WHAT THE EXERCISE ASKS: Only the lines from the start of the data through the line containing "import React from" should be written out, exactly as they are, with both ends included and the pictures left out.

STORED DATA:

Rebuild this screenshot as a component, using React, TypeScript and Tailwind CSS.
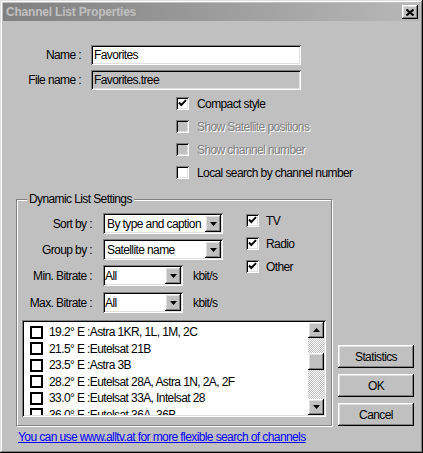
import React from "react";

// Win98-style bevels
const sunken =
  "shadow-[inset_1px_1px_0_#808080,inset_-1px_-1px_0_#ffffff,inset_2px_2px_0_#000000,inset_-2px_-2px_0_#dfdfdf]";
const raised =
  "shadow-[inset_-1px_-1px_0_#000000,inset_1px_1px_0_#ffffff,inset_-2px_-2px_0_#808080,inset_2px_2px_0_#dfdfdf]";

const satellites = [
  "19.2° E :Astra 1KR, 1L, 1M, 2C",
  "21.5° E :Eutelsat 21B",
  "23.5° E :Astra 3B",
  "28.2° E :Eutelsat 28A, Astra 1N, 2A, 2F",
  "33.0° E :Eutelsat 33A, Intelsat 28",
  "36.0° E :Eutelsat 36A, 36B",
];

function Check() {
  return (
    <svg width="9" height="9" viewBox="0 0 9 9" className="absolute left-[2px] top-[2px]">
      <path d="M1 3.5 L3.3 6 L8 1.2" stroke="#000" strokeWidth="1.9" fill="none" />
    </svg>
  );
}

function CheckBox({ checked, disabled }: { checked?: boolean; disabled?: boolean }) {
  return (
    <div
      className={`relative w-[13px] h-[13px] shrink-0 ${sunken} ${
        disabled ? "bg-[#c0c0c0]" : "bg-white"
      }`}
    >
      {checked && <Check />}
    </div>
  );
}

function CheckRow({
  label,
  checked,
  disabled,
}: {
  label: string;
  checked?: boolean;
  disabled?: boolean;
}) {
  return (
    <div className="flex items-center h-[23px] gap-[8px]">
      <CheckBox checked={checked} disabled={disabled} />
      <span
        className={
          disabled ? "text-[#808080] [text-shadow:1px_1px_0_#ffffff]" : "text-black"
        }
      >
        {label}
      </span>
    </div>
  );
}

function DownTriangle() {
  return (
    <svg width="7" height="4" viewBox="0 0 7 4">
      <path d="M0 0 H7 L3.5 4 Z" fill="#000" />
    </svg>
  );
}

function UpTriangle() {
  return (
    <svg width="7" height="4" viewBox="0 0 7 4">
      <path d="M0 4 H7 L3.5 0 Z" fill="#000" />
    </svg>
  );
}

function Combo({ value, width, pad }: { value: string; width: string; pad: string }) {
  return (
    <div className={`relative h-[21px] bg-white flex items-center ${width} ${sunken}`}>
      <span className={`${pad} whitespace-nowrap`}>{value}</span>
      <div
        className={`absolute right-[2px] top-[2px] w-[16px] h-[17px] bg-[#c0c0c0] flex items-center justify-center ${raised}`}
      >
        <DownTriangle />
      </div>
    </div>
  );
}

function Button({ label }: { label: string }) {
  return (
    <div
      className={`w-[76px] h-[23px] bg-[#c0c0c0] flex items-center justify-center ${raised}`}
    >
      {label}
    </div>
  );
}

export default function App() {
  return (
    <div className="w-[423px] h-[453px] bg-[#c0c0c0] p-[3px] flex flex-col font-['Liberation_Sans',Arial,sans-serif] text-[12px] tracking-[-0.6px] leading-[14px] text-black shadow-[inset_-1px_-1px_0_#000000,inset_1px_1px_0_#dfdfdf,inset_-2px_-2px_0_#808080,inset_2px_2px_0_#ffffff]">
      {/* Title bar */}
      <div className="h-[18px] shrink-0 flex items-center justify-between bg-gradient-to-r from-[#808080] to-[#b8b8b8] pl-[3px] pr-[2px]">
        <span className="font-bold text-[#c0c0c0] tracking-[-0.2px]">Channel List Properties</span>
        <div
          className={`w-[16px] h-[14px] bg-[#c0c0c0] flex items-center justify-center ${raised}`}
        >
          <svg width="8" height="7" viewBox="0 0 8 7">
            <path d="M0.5 0.5 L7.5 6.5 M7.5 0.5 L0.5 6.5" stroke="#000" strokeWidth="2" />
          </svg>
        </div>
      </div>

      {/* Name fields */}
      <div className="flex items-center mt-[24px]">
        <span className="w-[78px] text-right">Name :</span>
        <div className={`ml-[10px] w-[210px] h-[20px] bg-white flex items-center pl-[3px] ${sunken}`}>
          Favorites
        </div>
      </div>
      <div className="flex items-center mt-[5px]">
        <span className="w-[78px] text-right">File name :</span>
        <div
          className={`ml-[10px] w-[210px] h-[20px] bg-[#c0c0c0] flex items-center pl-[3px] ${sunken}`}
        >
          Favorites.tree
        </div>
      </div>

      {/* Options */}
      <div className="ml-[173px] mt-[2px] flex flex-col">
        <CheckRow label="Compact style" checked />
        <CheckRow label="Show Satellite positions" disabled />
        <CheckRow label="Show channel number" disabled />
        <CheckRow label="Local search by channel number" />
      </div>

      {/* Group box + buttons */}
      <div className="flex items-start mt-[15px]">
        <div className="relative ml-[13px] w-[316px] h-[227px] border border-[#808080] shadow-[inset_1px_1px_0_#ffffff,1px_1px_0_#ffffff] flex flex-col">
          <span className="absolute -top-[8px] left-[10px] bg-[#c0c0c0] px-[2px]">
            Dynamic List Settings
          </span>

          <div className="flex items-start">
            <div className="flex flex-col pt-[13px]">
              <div className="flex items-center">
                <span className="w-[75px] text-right">Sort by :</span>
                <div className="ml-[11px]">
                  <Combo value="By type and caption" width="w-[120px]" pad="pl-[4px]" />
                </div>
              </div>
              <div className="flex items-center mt-[5px]">
                <span className="w-[75px] text-right">Group by :</span>
                <div className="ml-[11px]">
                  <Combo value="Satellite name" width="w-[120px]" pad="pl-[4px]" />
                </div>
              </div>
              <div className="flex items-center mt-[5px]">
                <span className="w-[75px] text-right">Min. Bitrate :</span>
                <div className="ml-[11px]">
                  <Combo value="All" width="w-[80px]" pad="pl-[2px]" />
                </div>
                <span className="ml-[10px]">kbit/s</span>
              </div>
              <div className="flex items-center mt-[6px]">
                <span className="w-[75px] text-right">Max. Bitrate :</span>
                <div className="ml-[11px]">
                  <Combo value="All" width="w-[80px]" pad="pl-[2px]" />
                </div>
                <span className="ml-[10px]">kbit/s</span>
              </div>
            </div>

            <div className="flex flex-col pt-[9px] ml-[23px]">
              <div className="flex items-center h-[23px] gap-[7px]">
                <CheckBox checked />
                <span>TV</span>
              </div>
              <div className="flex items-center h-[23px] gap-[7px]">
                <CheckBox checked />
                <span>Radio</span>
              </div>
              <div className="flex items-center h-[23px] gap-[7px]">
                <CheckBox checked />
                <span>Other</span>
              </div>
            </div>
          </div>

          {/* Satellite list */}
          <div className={`mt-[7px] ml-[5px] w-[304px] h-[97px] bg-white p-[2px] flex ${sunken}`}>
            <div className="flex-1 overflow-hidden pt-[2px]">
              {satellites.map((s) => (
                <div key={s} className="h-[16.5px] flex items-center pl-[6px] gap-[6px]">
                  <div className="w-[13px] h-[13px] border-2 border-black bg-white shrink-0" />
                  <span className="whitespace-nowrap">{s}</span>
                </div>
              ))}
            </div>
            <div className="w-[16px] flex flex-col bg-[repeating-conic-gradient(#c0c0c0_0%_25%,#ffffff_0%_50%)] bg-[length:2px_2px]">
              <div className={`h-[16px] bg-[#c0c0c0] flex items-center justify-center ${raised}`}>
                <UpTriangle />
              </div>
              <div className={`mt-[15px] h-[17px] bg-[#c0c0c0] ${raised}`} />
              <div className="flex-1" />
              <div className={`h-[16px] bg-[#c0c0c0] flex items-center justify-center ${raised}`}>
                <DownTriangle />
              </div>
            </div>
          </div>
        </div>

        <div className="ml-[6px] mt-[146px] flex flex-col gap-[6px]">
          <Button label="Statistics" />
          <Button label="OK" />
          <Button label="Cancel" />
        </div>
      </div>

      <a href="#" className="ml-[15px] mt-[4px] text-[#0000ff] underline self-start">
        You can use www.alltv.at for more flexible search of channels
      </a>
    </div>
  );
}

FULL ANSWER:
Rebuild this screenshot as a component, using React, TypeScript and Tailwind CSS.
import React from "react";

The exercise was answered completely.